* THE EXERCISE
Once the pictures are set aside, transcribe the remaining data exactly.

* DATA SEGMENT
::::

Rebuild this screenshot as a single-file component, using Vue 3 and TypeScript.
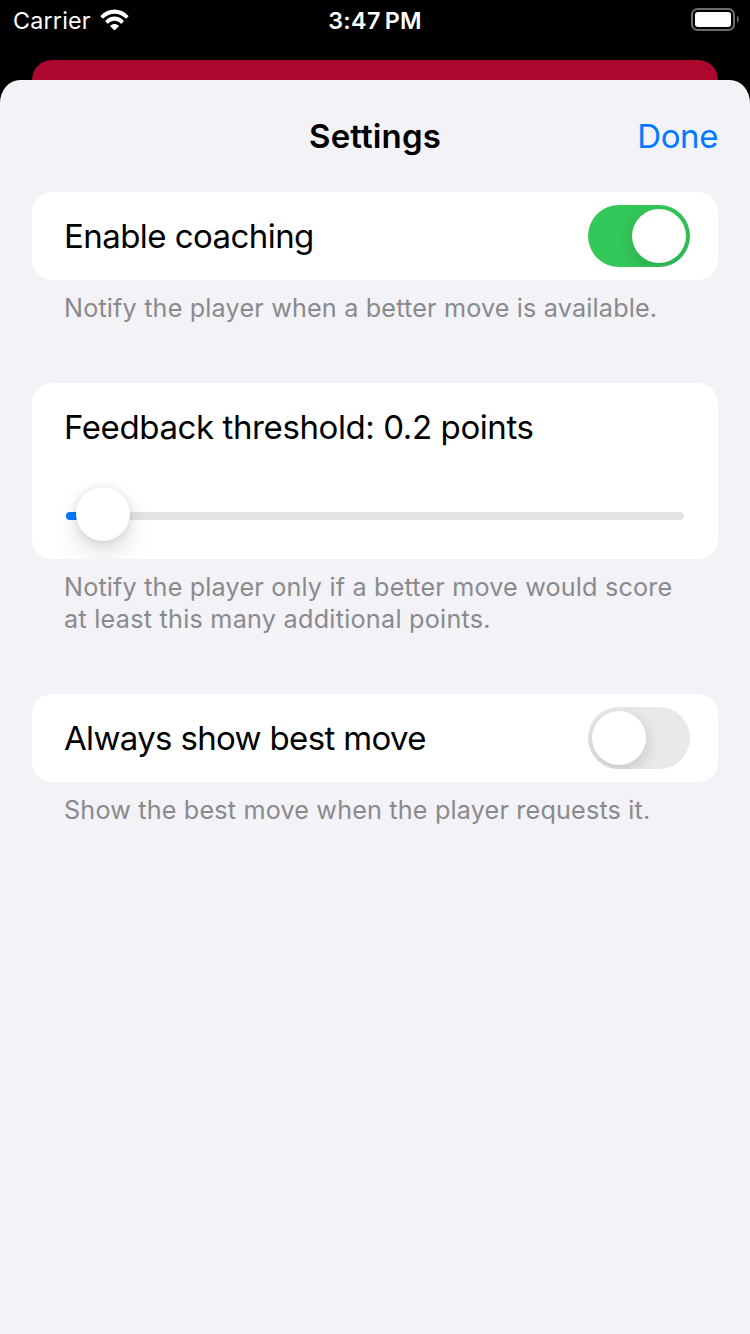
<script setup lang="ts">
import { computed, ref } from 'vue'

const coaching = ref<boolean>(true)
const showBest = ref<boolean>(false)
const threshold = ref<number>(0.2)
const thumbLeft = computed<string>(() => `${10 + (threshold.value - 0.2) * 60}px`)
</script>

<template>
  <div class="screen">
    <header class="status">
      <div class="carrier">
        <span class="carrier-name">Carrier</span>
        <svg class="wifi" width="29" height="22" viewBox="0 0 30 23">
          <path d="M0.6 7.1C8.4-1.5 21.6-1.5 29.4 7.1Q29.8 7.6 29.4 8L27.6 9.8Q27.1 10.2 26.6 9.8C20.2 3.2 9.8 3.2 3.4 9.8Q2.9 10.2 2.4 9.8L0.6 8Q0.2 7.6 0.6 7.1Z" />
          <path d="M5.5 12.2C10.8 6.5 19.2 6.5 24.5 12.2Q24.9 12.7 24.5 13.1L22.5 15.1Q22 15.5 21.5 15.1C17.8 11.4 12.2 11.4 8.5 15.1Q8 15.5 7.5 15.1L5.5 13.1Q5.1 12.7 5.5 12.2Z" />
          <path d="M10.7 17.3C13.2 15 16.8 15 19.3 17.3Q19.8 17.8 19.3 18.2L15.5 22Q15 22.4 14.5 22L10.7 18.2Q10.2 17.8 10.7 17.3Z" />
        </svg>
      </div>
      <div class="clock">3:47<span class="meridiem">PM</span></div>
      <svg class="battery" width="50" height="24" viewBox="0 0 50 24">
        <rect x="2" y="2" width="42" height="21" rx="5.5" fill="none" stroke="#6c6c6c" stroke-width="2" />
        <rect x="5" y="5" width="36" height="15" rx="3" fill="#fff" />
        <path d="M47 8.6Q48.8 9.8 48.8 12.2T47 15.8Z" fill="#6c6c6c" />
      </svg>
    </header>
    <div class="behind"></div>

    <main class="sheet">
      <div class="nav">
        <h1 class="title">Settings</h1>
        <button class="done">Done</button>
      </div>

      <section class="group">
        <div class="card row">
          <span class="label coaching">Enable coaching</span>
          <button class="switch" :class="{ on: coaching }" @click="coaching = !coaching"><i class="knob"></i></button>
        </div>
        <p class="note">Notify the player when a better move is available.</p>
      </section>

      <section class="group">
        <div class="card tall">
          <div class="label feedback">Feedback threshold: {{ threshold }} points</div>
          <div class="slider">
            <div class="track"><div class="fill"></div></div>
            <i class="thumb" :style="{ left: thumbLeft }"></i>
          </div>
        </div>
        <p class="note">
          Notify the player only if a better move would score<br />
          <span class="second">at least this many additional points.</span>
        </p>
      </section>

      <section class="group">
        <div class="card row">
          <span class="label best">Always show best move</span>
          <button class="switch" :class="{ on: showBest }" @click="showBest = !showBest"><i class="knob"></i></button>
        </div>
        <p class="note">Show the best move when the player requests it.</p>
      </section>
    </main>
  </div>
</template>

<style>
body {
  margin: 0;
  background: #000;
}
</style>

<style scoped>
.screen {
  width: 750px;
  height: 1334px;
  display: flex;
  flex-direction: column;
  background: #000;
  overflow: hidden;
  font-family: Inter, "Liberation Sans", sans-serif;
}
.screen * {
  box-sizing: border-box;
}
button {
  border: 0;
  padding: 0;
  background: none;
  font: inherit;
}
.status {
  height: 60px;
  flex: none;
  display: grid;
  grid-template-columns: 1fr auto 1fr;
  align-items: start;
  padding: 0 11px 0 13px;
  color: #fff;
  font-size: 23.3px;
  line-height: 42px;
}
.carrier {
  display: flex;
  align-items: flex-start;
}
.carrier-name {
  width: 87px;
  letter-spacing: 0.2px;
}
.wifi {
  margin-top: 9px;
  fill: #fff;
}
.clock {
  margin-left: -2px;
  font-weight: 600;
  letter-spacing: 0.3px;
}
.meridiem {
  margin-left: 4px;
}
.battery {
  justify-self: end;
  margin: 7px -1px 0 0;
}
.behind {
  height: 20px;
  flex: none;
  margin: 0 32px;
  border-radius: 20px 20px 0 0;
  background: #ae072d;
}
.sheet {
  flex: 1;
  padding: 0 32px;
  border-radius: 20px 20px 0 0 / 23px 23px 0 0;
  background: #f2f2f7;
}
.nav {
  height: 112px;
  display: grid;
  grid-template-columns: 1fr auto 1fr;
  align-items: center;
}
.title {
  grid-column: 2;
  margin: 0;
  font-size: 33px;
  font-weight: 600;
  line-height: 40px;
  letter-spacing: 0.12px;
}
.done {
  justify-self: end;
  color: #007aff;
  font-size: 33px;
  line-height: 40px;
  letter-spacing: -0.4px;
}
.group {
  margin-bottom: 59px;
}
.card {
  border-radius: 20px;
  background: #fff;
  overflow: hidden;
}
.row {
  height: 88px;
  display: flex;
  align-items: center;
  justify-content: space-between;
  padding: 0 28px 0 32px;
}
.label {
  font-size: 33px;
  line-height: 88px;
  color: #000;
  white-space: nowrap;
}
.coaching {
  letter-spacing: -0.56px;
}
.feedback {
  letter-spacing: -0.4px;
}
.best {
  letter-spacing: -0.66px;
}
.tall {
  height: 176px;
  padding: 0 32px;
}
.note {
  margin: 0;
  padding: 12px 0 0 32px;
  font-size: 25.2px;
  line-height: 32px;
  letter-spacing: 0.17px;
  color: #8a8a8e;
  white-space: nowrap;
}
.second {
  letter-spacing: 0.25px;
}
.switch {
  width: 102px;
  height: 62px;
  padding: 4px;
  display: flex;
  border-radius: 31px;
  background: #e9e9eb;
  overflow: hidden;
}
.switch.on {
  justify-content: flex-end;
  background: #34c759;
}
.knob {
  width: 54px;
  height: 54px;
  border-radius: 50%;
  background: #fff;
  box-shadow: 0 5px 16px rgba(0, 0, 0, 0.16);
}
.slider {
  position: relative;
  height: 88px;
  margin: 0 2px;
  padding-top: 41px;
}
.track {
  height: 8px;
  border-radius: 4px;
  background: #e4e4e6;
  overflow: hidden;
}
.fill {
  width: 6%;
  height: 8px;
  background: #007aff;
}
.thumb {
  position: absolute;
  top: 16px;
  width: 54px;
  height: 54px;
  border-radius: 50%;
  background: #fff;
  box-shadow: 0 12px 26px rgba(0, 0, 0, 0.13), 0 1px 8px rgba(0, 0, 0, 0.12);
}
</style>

::::

* SOLUTION BELOW
Rebuild this screenshot as a single-file component, using Vue 3 and TypeScript.
<script setup lang="ts">
import { computed, ref } from 'vue'

const coaching = ref<boolean>(true)
const showBest = ref<boolean>(false)
const threshold = ref<number>(0.2)
const thumbLeft = computed<string>(() => `${10 + (threshold.value - 0.2) * 60}px`)
</script>

<template>
  <div class="screen">
    <header class="status">
      <div class="carrier">
        <span class="carrier-name">Carrier</span>
        <svg class="wifi" width="29" height="22" viewBox="0 0 30 23">
          <path d="M0.6 7.1C8.4-1.5 21.6-1.5 29.4 7.1Q29.8 7.6 29.4 8L27.6 9.8Q27.1 10.2 26.6 9.8C20.2 3.2 9.8 3.2 3.4 9.8Q2.9 10.2 2.4 9.8L0.6 8Q0.2 7.6 0.6 7.1Z" />
          <path d="M5.5 12.2C10.8 6.5 19.2 6.5 24.5 12.2Q24.9 12.7 24.5 13.1L22.5 15.1Q22 15.5 21.5 15.1C17.8 11.4 12.2 11.4 8.5 15.1Q8 15.5 7.5 15.1L5.5 13.1Q5.1 12.7 5.5 12.2Z" />
          <path d="M10.7 17.3C13.2 15 16.8 15 19.3 17.3Q19.8 17.8 19.3 18.2L15.5 22Q15 22.4 14.5 22L10.7 18.2Q10.2 17.8 10.7 17.3Z" />
        </svg>
      </div>
      <div class="clock">3:47<span class="meridiem">PM</span></div>
      <svg class="battery" width="50" height="24" viewBox="0 0 50 24">
        <rect x="2" y="2" width="42" height="21" rx="5.5" fill="none" stroke="#6c6c6c" stroke-width="2" />
        <rect x="5" y="5" width="36" height="15" rx="3" fill="#fff" />
        <path d="M47 8.6Q48.8 9.8 48.8 12.2T47 15.8Z" fill="#6c6c6c" />
      </svg>
    </header>
    <div class="behind"></div>

    <main class="sheet">
      <div class="nav">
        <h1 class="title">Settings</h1>
        <button class="done">Done</button>
      </div>

      <section class="group">
        <div class="card row">
          <span class="label coaching">Enable coaching</span>
          <button class="switch" :class="{ on: coaching }" @click="coaching = !coaching"><i class="knob"></i></button>
        </div>
        <p class="note">Notify the player when a better move is available.</p>
      </section>

      <section class="group">
        <div class="card tall">
          <div class="label feedback">Feedback threshold: {{ threshold }} points</div>
          <div class="slider">
            <div class="track"><div class="fill"></div></div>
            <i class="thumb" :style="{ left: thumbLeft }"></i>
          </div>
        </div>
        <p class="note">
          Notify the player only if a better move would score<br />
          <span class="second">at least this many additional points.</span>
        </p>
      </section>

      <section class="group">
        <div class="card row">
          <span class="label best">Always show best move</span>
          <button class="switch" :class="{ on: showBest }" @click="showBest = !showBest"><i class="knob"></i></button>
        </div>
        <p class="note">Show the best move when the player requests it.</p>
      </section>
    </main>
  </div>
</template>

<style>
body {
  margin: 0;
  background: #000;
}
</style>

<style scoped>
.screen {
  width: 750px;
  height: 1334px;
  display: flex;
  flex-direction: column;
  background: #000;
  overflow: hidden;
  font-family: Inter, "Liberation Sans", sans-serif;
}
.screen * {
  box-sizing: border-box;
}
button {
  border: 0;
  padding: 0;
  background: none;
  font: inherit;
}
.status {
  height: 60px;
  flex: none;
  display: grid;
  grid-template-columns: 1fr auto 1fr;
  align-items: start;
  padding: 0 11px 0 13px;
  color: #fff;
  font-size: 23.3px;
  line-height: 42px;
}
.carrier {
  display: flex;
  align-items: flex-start;
}
.carrier-name {
  width: 87px;
  letter-spacing: 0.2px;
}
.wifi {
  margin-top: 9px;
  fill: #fff;
}
.clock {
  margin-left: -2px;
  font-weight: 600;
  letter-spacing: 0.3px;
}
.meridiem {
  margin-left: 4px;
}
.battery {
  justify-self: end;
  margin: 7px -1px 0 0;
}
.behind {
  height: 20px;
  flex: none;
  margin: 0 32px;
  border-radius: 20px 20px 0 0;
  background: #ae072d;
}
.sheet {
  flex: 1;
  padding: 0 32px;
  border-radius: 20px 20px 0 0 / 23px 23px 0 0;
  background: #f2f2f7;
}
.nav {
  height: 112px;
  display: grid;
  grid-template-columns: 1fr auto 1fr;
  align-items: center;
}
.title {
  grid-column: 2;
  margin: 0;
  font-size: 33px;
  font-weight: 600;
  line-height: 40px;
  letter-spacing: 0.12px;
}
.done {
  justify-self: end;
  color: #007aff;
  font-size: 33px;
  line-height: 40px;
  letter-spacing: -0.4px;
}
.group {
  margin-bottom: 59px;
}
.card {
  border-radius: 20px;
  background: #fff;
  overflow: hidden;
}
.row {
  height: 88px;
  display: flex;
  align-items: center;
  justify-content: space-between;
  padding: 0 28px 0 32px;
}
.label {
  font-size: 33px;
  line-height: 88px;
  color: #000;
  white-space: nowrap;
}
.coaching {
  letter-spacing: -0.56px;
}
.feedback {
  letter-spacing: -0.4px;
}
.best {
  letter-spacing: -0.66px;
}
.tall {
  height: 176px;
  padding: 0 32px;
}
.note {
  margin: 0;
  padding: 12px 0 0 32px;
  font-size: 25.2px;
  line-height: 32px;
  letter-spacing: 0.17px;
  color: #8a8a8e;
  white-space: nowrap;
}
.second {
  letter-spacing: 0.25px;
}
.switch {
  width: 102px;
  height: 62px;
  padding: 4px;
  display: flex;
  border-radius: 31px;
  background: #e9e9eb;
  overflow: hidden;
}
.switch.on {
  justify-content: flex-end;
  background: #34c759;
}
.knob {
  width: 54px;
  height: 54px;
  border-radius: 50%;
  background: #fff;
  box-shadow: 0 5px 16px rgba(0, 0, 0, 0.16);
}
.slider {
  position: relative;
  height: 88px;
  margin: 0 2px;
  padding-top: 41px;
}
.track {
  height: 8px;
  border-radius: 4px;
  background: #e4e4e6;
  overflow: hidden;
}
.fill {
  width: 6%;
  height: 8px;
  background: #007aff;
}
.thumb {
  position: absolute;
  top: 16px;
  width: 54px;
  height: 54px;
  border-radius: 50%;
  background: #fff;
  box-shadow: 0 12px 26px rgba(0, 0, 0, 0.13), 0 1px 8px rgba(0, 0, 0, 0.12);
}
</style>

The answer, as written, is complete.